Point masses \[{{m}_{1}}\] and \[{{m}_{2}}\] are placed at the opposite ends of a rigid rod of length L and negligible mass. The rod is to be set rotating about an axis perpendicular to it.
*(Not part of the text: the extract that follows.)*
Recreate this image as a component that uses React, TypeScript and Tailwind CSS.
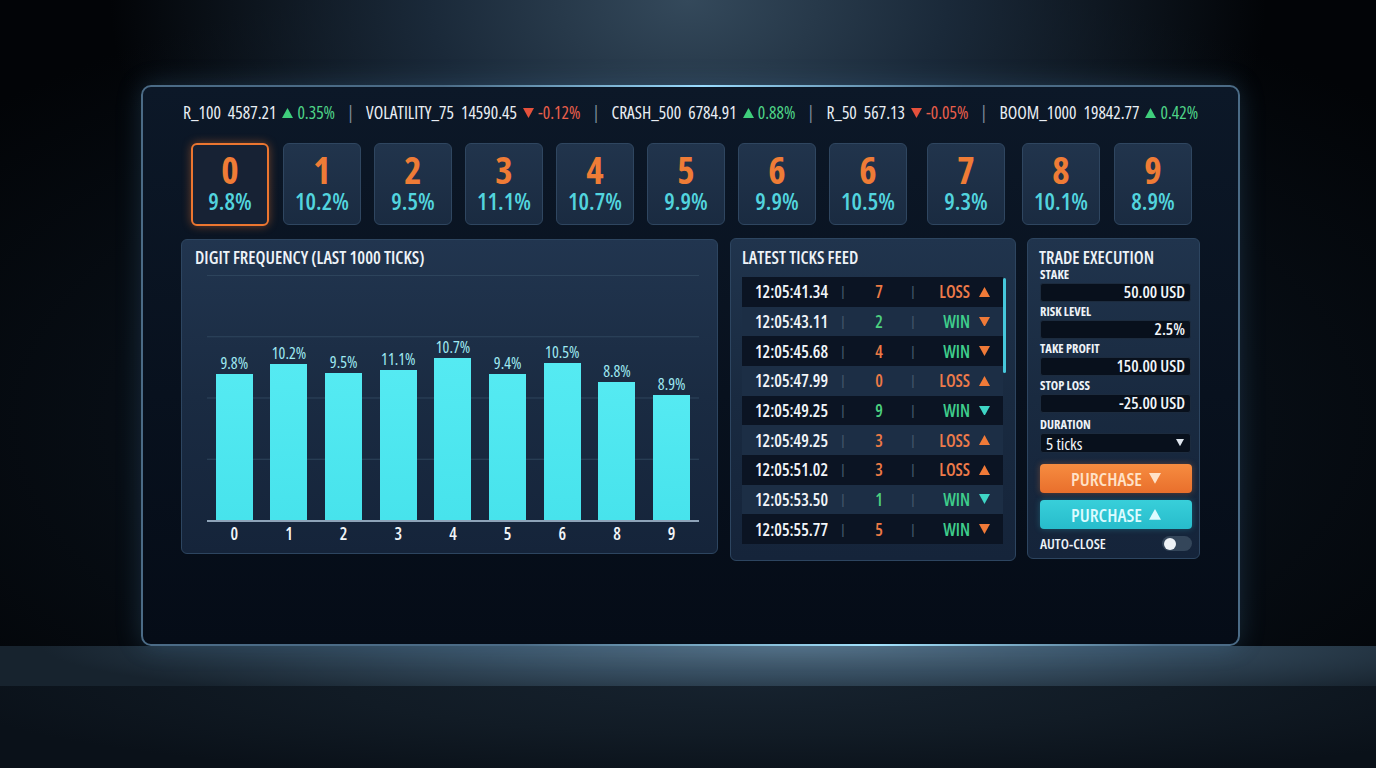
import React from "react";

const tickers = [
  { n: "R_100", p: "4587.21", up: true, c: "0.35%" },
  { n: "VOLATILITY_75", p: "14590.45", up: false, c: "-0.12%" },
  { n: "CRASH_500", p: "6784.91", up: true, c: "0.88%" },
  { n: "R_50", p: "567.13", up: false, c: "-0.05%" },
  { n: "BOOM_1000", p: "19842.77", up: true, c: "0.42%" },
];

const digits: [string, string][] = [
  ["0", "9.8%"],
  ["1", "10.2%"],
  ["2", "9.5%"],
  ["3", "11.1%"],
  ["4", "10.7%"],
  ["5", "9.9%"],
  ["6", "9.9%"],
  ["6", "10.5%"],
  ["7", "9.3%"],
  ["8", "10.1%"],
  ["9", "8.9%"],
];

const digitGaps = [
  "",
  "ml-[14px]",
  "ml-[13px]",
  "ml-[13px]",
  "ml-[13px]",
  "ml-[13px]",
  "ml-[13px]",
  "ml-[13px]",
  "ml-[20px]",
  "ml-[17px]",
  "ml-[14px]",
];

const bars = [
  { d: "0", v: "9.8%", h: 146 },
  { d: "1", v: "10.2%", h: 156 },
  { d: "2", v: "9.5%", h: 147 },
  { d: "3", v: "11.1%", h: 150 },
  { d: "4", v: "10.7%", h: 162 },
  { d: "5", v: "9.4%", h: 146 },
  { d: "6", v: "10.5%", h: 157 },
  { d: "8", v: "8.8%", h: 138 },
  { d: "9", v: "8.9%", h: 125 },
];

type Tick = { t: string; d: string; dc: "o" | "g"; r: "LOSS" | "WIN"; up: boolean; tc: "o" | "t" };
const ticks: Tick[] = [
  { t: "12:05:41.34", d: "7", dc: "o", r: "LOSS", up: true, tc: "o" },
  { t: "12:05:43.11", d: "2", dc: "g", r: "WIN", up: false, tc: "o" },
  { t: "12:05:45.68", d: "4", dc: "o", r: "WIN", up: false, tc: "o" },
  { t: "12:05:47.99", d: "0", dc: "o", r: "LOSS", up: true, tc: "o" },
  { t: "12:05:49.25", d: "9", dc: "g", r: "WIN", up: false, tc: "t" },
  { t: "12:05:49.25", d: "3", dc: "o", r: "LOSS", up: true, tc: "o" },
  { t: "12:05:51.02", d: "3", dc: "o", r: "LOSS", up: true, tc: "o" },
  { t: "12:05:53.50", d: "1", dc: "g", r: "WIN", up: false, tc: "t" },
  { t: "12:05:55.77", d: "5", dc: "o", r: "WIN", up: false, tc: "o" },
];

function Tri({ up, color, size = 11 }: { up: boolean; color: string; size?: number }) {
  return (
    <svg width={size} height={size * 0.9} viewBox="0 0 10 9" className="shrink-0">
      {up ? <polygon points="5,0 10,9 0,9" fill={color} /> : <polygon points="0,0 10,0 5,9" fill={color} />}
    </svg>
  );
}

function Field({ label, value }: { label: string; value: string }) {
  return (
    <div className="mt-[4px]">
      <div className="h-[12px] text-[12.5px] font-bold leading-[12px] text-[#eef3f8]">{label}</div>
      <div className="mt-[2px] flex h-[19px] w-[151px] items-center justify-end rounded-[3px] border border-[#1c2b3e] bg-[#08101c] pr-[5px] text-[16.5px] font-semibold leading-none text-[#f2f6fa]">
        {value}
      </div>
    </div>
  );
}

export default function App() {
  return (
    <div className="relative flex h-[768px] w-[1376px] flex-col overflow-hidden bg-[radial-gradient(ellipse_42%_48%_at_50%_0%,#34495b_0%,#1a2939_45%,rgba(10,18,27,0)_100%),radial-gradient(ellipse_70%_60%_at_50%_55%,#0f1a26_0%,#070d14_60%,#020407_100%)] font-['Open_Sans','Liberation_Sans',sans-serif] [font-stretch:75%]">
      {/* Monitor frame */}
      <div className="relative ml-[141px] mt-[85px] h-[561px] w-[1099px] shrink-0 rounded-[10px] border-2 border-[#4b6b86] bg-[linear-gradient(180deg,#0c1828_0%,#08111e_55%,#050c17_100%)] pl-[38px] pt-[16px] shadow-[0_0_26px_rgba(90,160,210,0.22)]">
        <div className="pointer-events-none absolute -top-[2px] left-[300px] h-[2px] w-[520px] bg-[linear-gradient(90deg,rgba(150,220,255,0)_0%,#9adcff_50%,rgba(150,220,255,0)_100%)]" />
        <div className="pointer-events-none absolute -bottom-[2px] left-[380px] h-[2px] w-[640px] bg-[linear-gradient(90deg,rgba(150,220,255,0)_0%,#a4e4ff_55%,rgba(150,220,255,0)_100%)]" />

        {/* Ticker */}
        <div className="ml-[2px] flex h-[20px] items-center whitespace-nowrap text-[17.5px] font-medium leading-none text-[#e9eef4]">
          {tickers.map((t, i) => (
            <React.Fragment key={t.n}>
              {i > 0 && <span className="mx-[12px] text-[#7e8c9b]">|</span>}
              <span>{t.n}</span>
              <span className="ml-[7px]">{t.p}</span>
              <span className="ml-[6px] mr-[4px]">
                <Tri up={t.up} color={t.up ? "#3fce7c" : "#e5513c"} size={11} />
              </span>
              <span className={t.up ? "text-[#4fd487]" : "text-[#ea5f4b]"}>{t.c}</span>
            </React.Fragment>
          ))}
        </div>

        {/* Digit boxes */}
        <div className="ml-[10px] mt-[20px] flex items-start">
          {digits.map(([d, p], i) => (
            <div
              key={i}
              className={
                i === 0
                  ? "flex h-[83px] w-[78px] flex-col items-center rounded-[6px] border-2 border-[#ec7630] bg-[#172234] pt-[8px] shadow-[0_0_10px_rgba(236,118,48,0.45)]"
                  : "flex h-[82px] w-[78px] flex-col items-center rounded-[6px] border border-[#2f4660] bg-[linear-gradient(180deg,#21344c_0%,#1a2b41_100%)] pt-[9px] " + digitGaps[i]
              }
            >
              <div className="h-[34px] text-[37px] font-bold leading-[34px] text-[#ef7c36]">{d}</div>
              <div className="mt-[2px] h-[24px] text-[23.5px] font-semibold leading-[24px] text-[#52d4de]">{p}</div>
            </div>
          ))}
        </div>

        {/* Panels */}
        <div className="mt-[12px] flex items-start">
          {/* Digit frequency */}
          <div className="mt-[1px] h-[315px] w-[537px] rounded-[6px] border border-[#2d4560] bg-[linear-gradient(180deg,#21354f_0%,#1a2b42_50%,#15243a_100%)] pt-[7px]">
            <div className="ml-[13px] h-[20px] text-[17.5px] font-semibold leading-[20px] text-[#eef3f8]">
              DIGIT FREQUENCY (LAST 1000 TICKS)
            </div>
            <div className="ml-[25px] mt-[8px] w-[492px]">
              <div className="grid h-[247px] grid-cols-9 border-b-2 border-[#8ea3b8] bg-[linear-gradient(to_bottom,#2d445c_1px,transparent_1px)] bg-[length:100%_61.25px]">
                {bars.map((b) => (
                  <div key={b.d} className="flex flex-col items-center justify-end">
                    <div className="mb-[2px] text-[16px] font-medium leading-[18px] text-[#9fe9f2]">{b.v}</div>
                    <div
                      className="w-[37px] bg-[linear-gradient(180deg,#55eaf2_0%,#47e3ec_100%)]"
                      style={{ height: b.h }}
                    />
                  </div>
                ))}
              </div>
              <div className="mt-[1px] grid h-[22px] grid-cols-9">
                {bars.map((b) => (
                  <div key={b.d} className="text-center text-[17px] font-semibold leading-[22px] text-[#f2f5f8]">
                    {b.d}
                  </div>
                ))}
              </div>
            </div>
          </div>

          {/* Latest ticks feed */}
          <div className="ml-[12px] h-[323px] w-[286px] rounded-[6px] border border-[#2d4560] bg-[linear-gradient(180deg,#20344d_0%,#192a40_50%,#15243a_100%)] pl-[11px] pt-[8px]">
            <div className="h-[20px] text-[17.5px] font-semibold leading-[20px] text-[#eef3f8]">LATEST TICKS FEED</div>
            <div className="mt-[10px] flex items-start">
              <div className="w-[261px]">
                {ticks.map((t, i) => (
                  <div
                    key={i}
                    className={
                      "flex h-[29.67px] items-center pl-[13px] text-[17px] font-semibold leading-none " +
                      (i % 2 === 0 ? "bg-[#0b1423]" : "bg-[#1c2e45]")
                    }
                  >
                    <div className="w-[82px] text-[#f1f5f9]">{t.t}</div>
                    <div className="w-[12px] text-center text-[13px] text-[#41546a]">|</div>
                    <div className={"w-[60px] text-center " + (t.dc === "o" ? "text-[#ec7a45]" : "text-[#4ccf7f]")}>{t.d}</div>
                    <div className="w-[8px] text-center text-[13px] text-[#41546a]">|</div>
                    <div className={"w-[53px] text-right " + (t.r === "LOSS" ? "text-[#ee7b4a]" : "text-[#3fce8c]")}>{t.r}</div>
                    <div className="ml-[9px]">
                      <Tri up={t.up} color={t.tc === "o" ? "#f07a38" : "#3fd6c6"} size={11} />
                    </div>
                  </div>
                ))}
              </div>
              <div className="mt-[1px] h-[95px] w-[3px] rounded-full bg-[#46c8dc]" />
            </div>
          </div>

          {/* Trade execution */}
          <div className="ml-[11px] h-[321px] w-[173px] rounded-[6px] border border-[#2d4560] bg-[linear-gradient(180deg,#20344d_0%,#192a40_50%,#15243a_100%)] pl-[11px] pt-[8px]">
            <div className="h-[20px] text-[17.5px] font-semibold leading-[20px] text-[#eef3f8]">TRADE EXECUTION</div>
            <div className="-mt-[2px] pl-[1px]">
              <Field label="STAKE" value="50.00 USD" />
              <Field label="RISK LEVEL" value="2.5%" />
              <Field label="TAKE PROFIT" value="150.00 USD" />
              <Field label="STOP LOSS" value="-25.00 USD" />
              <div className="mt-[6px]">
                <div className="h-[12px] text-[12.5px] font-bold leading-[12px] text-[#eef3f8]">DURATION</div>
                <div className="mt-[2px] flex h-[20px] w-[151px] items-center justify-between rounded-[3px] border border-[#1c2b3e] bg-[#08101c] pl-[5px] pr-[6px] text-[17px] font-medium leading-none text-[#f2f6fa]">
                  <span>5 ticks</span>
                  <Tri up={false} color="#dfe6ee" size={8} />
                </div>
              </div>
              <div className="mt-[11px] flex h-[29px] w-[152px] items-center justify-center gap-[7px] rounded-[4px] bg-[linear-gradient(180deg,#f68c40_0%,#e96f2c_100%)] text-[18.5px] font-semibold text-[#ffe2c8] shadow-[0_0_6px_rgba(240,120,50,0.35)]">
                <span>PURCHASE</span>
                <Tri up={false} color="#ffe2c8" size={12} />
              </div>
              <div className="mt-[7px] flex h-[29px] w-[152px] items-center justify-center gap-[7px] rounded-[4px] bg-[linear-gradient(180deg,#38cfda_0%,#27bccb_100%)] text-[18.5px] font-semibold text-[#dcfbff] shadow-[0_0_6px_rgba(50,200,220,0.3)]">
                <span>PURCHASE</span>
                <Tri up={true} color="#dcfbff" size={12} />
              </div>
              <div className="mt-[6px] flex h-[17px] w-[152px] items-center justify-between">
                <span className="text-[14.5px] font-semibold text-[#eef3f8]">AUTO-CLOSE</span>
                <div className="flex h-[15px] w-[30px] items-center rounded-full bg-[#34465a] pl-[2px]">
                  <div className="h-[12px] w-[12px] rounded-full bg-[#eef2f6]" />
                </div>
              </div>
            </div>
          </div>
        </div>
      </div>

      {/* Reflection band */}
      <div className="h-[40px] shrink-0 bg-[radial-gradient(ellipse_55%_160%_at_58%_0%,#526c80_0%,#364d60_45%,#17232e_100%)]" />
      {/* Floor */}
      <div className="flex-1 bg-[radial-gradient(ellipse_60%_120%_at_55%_0%,#16222e_0%,#111b25_50%,#0a1119_100%)]" />
    </div>
  );
}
The position of point P on this rod through which the axis should pass, so that the work required to set the rod rotating with angular velocity \[{{\omega }_{0}}\] is minimum, is given by [NEET 2015 (Re)] |
A) \[x=\frac{{{m}_{1}}L}{{{m}_{1}}+{{m}_{2}}}\]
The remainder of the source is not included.